# [Direction]
Give the material once more, word for word, without any images.

# [Collected data]
▽

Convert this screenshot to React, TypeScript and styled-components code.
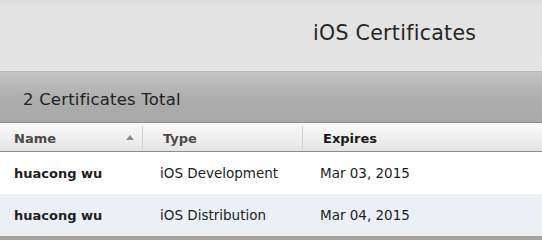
import styled, {createGlobalStyle} from "styled-components";

const GlobalStyle = createGlobalStyle`
  html, body {
    margin: 0;
    padding: 0;
    background: #e3e3e3;
  }
  body {
    font-family: "DejaVu Sans", "Liberation Sans", sans-serif;
    -webkit-font-smoothing: antialiased;
  }
`;

interface Certificate {
  name: string;
  type: string;
  expires: string;
}

const certificates: Certificate[] = [
  {name: 'huacong wu', type: 'iOS Development', expires: 'Mar 03, 2015'},
  {name: 'huacong wu', type: 'iOS Distribution', expires: 'Mar 04, 2015'},
];

const Window = styled.div`
  width: 542px;
  height: 240px;
  display: flex;
  flex-direction: column;
  overflow: hidden;
  background: #a9a9a9;
`;

const TitleBar = styled.div`
  height: 72px;
  box-sizing: border-box;
  display: flex;
  align-items: center;
  padding-left: 313px;
  padding-bottom: 6px;
  background: linear-gradient(#dcdcdc 0px, #e3e3e3 8px, #e4e4e4 100%);
  border-bottom: 1px solid #b9b9b9;
`;

const Title = styled.h1`
  margin: 0;
  font-size: 20.5px;
  font-weight: normal;
  color: #262626;
  letter-spacing: 0.3px;
`;

const SummaryBar = styled.div`
  height: 51px;
  box-sizing: border-box;
  display: flex;
  align-items: center;
  padding-left: 23px;
  padding-top: 4px;
  background: linear-gradient(#c4c4c4 0px, #b9b9b9 12px, #acacac 30px, #a9a9a9 100%);
  border-bottom: 1px solid #8c8c8c;
  font-size: 16.5px;
  letter-spacing: 0.2px;
  color: #222;
`;

const Table = styled.div`
  display: flex;
  flex-direction: column;
  background: #fff;
  border-bottom: 4px solid #a4a4a4;
`;

const HeaderRow = styled.div`
  height: 28px;
  display: grid;
  grid-template-columns: 143px 160px 1fr;
  background: linear-gradient(#fbfbfb, #e4e4e4);
  border-bottom: 1px solid #8e8e8e;
`;

const HeaderCell = styled.div<{ $active?: boolean; $first?: boolean; $divider?: boolean }>`
  position: relative;
  display: flex;
  align-items: center;
  padding-left: ${p => (p.$first ? 14 : 20)}px;
  padding-top: 3px;
  font-size: 13px;
  font-weight: bold;
  color: ${p => (p.$active ? '#1a1a1a' : '#4a4a4a')};
  border-right: 1px solid ${p => (p.$divider ? '#cfcfcf' : 'transparent')};
  margin: 3px 0;
`;

const SortArrow = styled.span`
  position: absolute;
  right: 8px;
  top: 9px;
  width: 0;
  height: 0;
  border-left: 4px solid transparent;
  border-right: 4px solid transparent;
  border-bottom: 5px solid #8a8a8a;
`;

const Row = styled.div<{ $alt?: boolean }>`
  height: 42px;
  display: grid;
  grid-template-columns: 160px 160px 1fr;
  align-items: center;
  background: ${p => (p.$alt ? '#ebf0f4' : '#ffffff')};
`;

const Cell = styled.div<{ $bold?: boolean }>`
  padding-left: ${p => (p.$bold ? 14 : 0)}px;
  font-size: ${p => (p.$bold ? 13 : 13.5)}px;
  font-weight: ${p => (p.$bold ? 'bold' : 'normal')};
  color: #1e1e1e;
`;

export default function App() {
  return (
    <Window>
      <GlobalStyle />
      <TitleBar>
        <Title>iOS Certificates</Title>
      </TitleBar>
      <SummaryBar>2 Certificates Total</SummaryBar>
      <Table>
        <HeaderRow>
          <HeaderCell $first $divider>
            Name
            <SortArrow />
          </HeaderCell>
          <HeaderCell $divider>Type</HeaderCell>
          <HeaderCell $active>Expires</HeaderCell>
        </HeaderRow>
        {certificates.map((c, i) => (
          <Row key={c.type} $alt={i % 2 === 1}>
            <Cell $bold>{c.name}</Cell>
            <Cell>{c.type}</Cell>
            <Cell>{c.expires}</Cell>
          </Row>
        ))}
      </Table>
    </Window>
  );
}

△

# [Task result]
Convert this screenshot to React, TypeScript and styled-components code.
import styled, {createGlobalStyle} from "styled-components";

const GlobalStyle = createGlobalStyle`
  html, body {
    margin: 0;
    padding: 0;
    background: #e3e3e3;
  }
  body {
    font-family: "DejaVu Sans", "Liberation Sans", sans-serif;
    -webkit-font-smoothing: antialiased;
  }
`;

interface Certificate {
  name: string;
  type: string;
  expires: string;
}

const certificates: Certificate[] = [
  {name: 'huacong wu', type: 'iOS Development', expires: 'Mar 03, 2015'},
  {name: 'huacong wu', type: 'iOS Distribution', expires: 'Mar 04, 2015'},
];

const Window = styled.div`
  width: 542px;
  height: 240px;
  display: flex;
  flex-direction: column;
  overflow: hidden;
  background: #a9a9a9;
`;

const TitleBar = styled.div`
  height: 72px;
  box-sizing: border-box;
  display: flex;
  align-items: center;
  padding-left: 313px;
  padding-bottom: 6px;
  background: linear-gradient(#dcdcdc 0px, #e3e3e3 8px, #e4e4e4 100%);
  border-bottom: 1px solid #b9b9b9;
`;

const Title = styled.h1`
  margin: 0;
  font-size: 20.5px;
  font-weight: normal;
  color: #262626;
  letter-spacing: 0.3px;
`;

const SummaryBar = styled.div`
  height: 51px;
  box-sizing: border-box;
  display: flex;
  align-items: center;
  padding-left: 23px;
  padding-top: 4px;
  background: linear-gradient(#c4c4c4 0px, #b9b9b9 12px, #acacac 30px, #a9a9a9 100%);
  border-bottom: 1px solid #8c8c8c;
  font-size: 16.5px;
  letter-spacing: 0.2px;
  color: #222;
`;

const Table = styled.div`
  display: flex;
  flex-direction: column;
  background: #fff;
  border-bottom: 4px solid #a4a4a4;
`;

const HeaderRow = styled.div`
  height: 28px;
  display: grid;
  grid-template-columns: 143px 160px 1fr;
  background: linear-gradient(#fbfbfb, #e4e4e4);
  border-bottom: 1px solid #8e8e8e;
`;

const HeaderCell = styled.div<{ $active?: boolean; $first?: boolean; $divider?: boolean }>`
  position: relative;
  display: flex;
  align-items: center;
  padding-left: ${p => (p.$first ? 14 : 20)}px;
  padding-top: 3px;
  font-size: 13px;
  font-weight: bold;
  color: ${p => (p.$active ? '#1a1a1a' : '#4a4a4a')};
  border-right: 1px solid ${p => (p.$divider ? '#cfcfcf' : 'transparent')};
  margin: 3px 0;
`;

const SortArrow = styled.span`
  position: absolute;
  right: 8px;
  top: 9px;
  width: 0;
  height: 0;
  border-left: 4px solid transparent;
  border-right: 4px solid transparent;
  border-bottom: 5px solid #8a8a8a;
`;

const Row = styled.div<{ $alt?: boolean }>`
  height: 42px;
  display: grid;
  grid-template-columns: 160px 160px 1fr;
  align-items: center;
  background: ${p => (p.$alt ? '#ebf0f4' : '#ffffff')};
`;

const Cell = styled.div<{ $bold?: boolean }>`
  padding-left: ${p => (p.$bold ? 14 : 0)}px;
  font-size: ${p => (p.$bold ? 13 : 13.5)}px;
  font-weight: ${p => (p.$bold ? 'bold' : 'normal')};
  color: #1e1e1e;
`;

export default function App() {
  return (
    <Window>
      <GlobalStyle />
      <TitleBar>
        <Title>iOS Certificates</Title>
      </TitleBar>
      <SummaryBar>2 Certificates Total</SummaryBar>
      <Table>
        <HeaderRow>
          <HeaderCell $first $divider>
            Name
            <SortArrow />
          </HeaderCell>
          <HeaderCell $divider>Type</HeaderCell>
          <HeaderCell $active>Expires</HeaderCell>
        </HeaderRow>
        {certificates.map((c, i) => (
          <Row key={c.type} $alt={i % 2 === 1}>
            <Cell $bold>{c.name}</Cell>
            <Cell>{c.type}</Cell>
            <Cell>{c.expires}</Cell>
          </Row>
        ))}
      </Table>
    </Window>
  );
}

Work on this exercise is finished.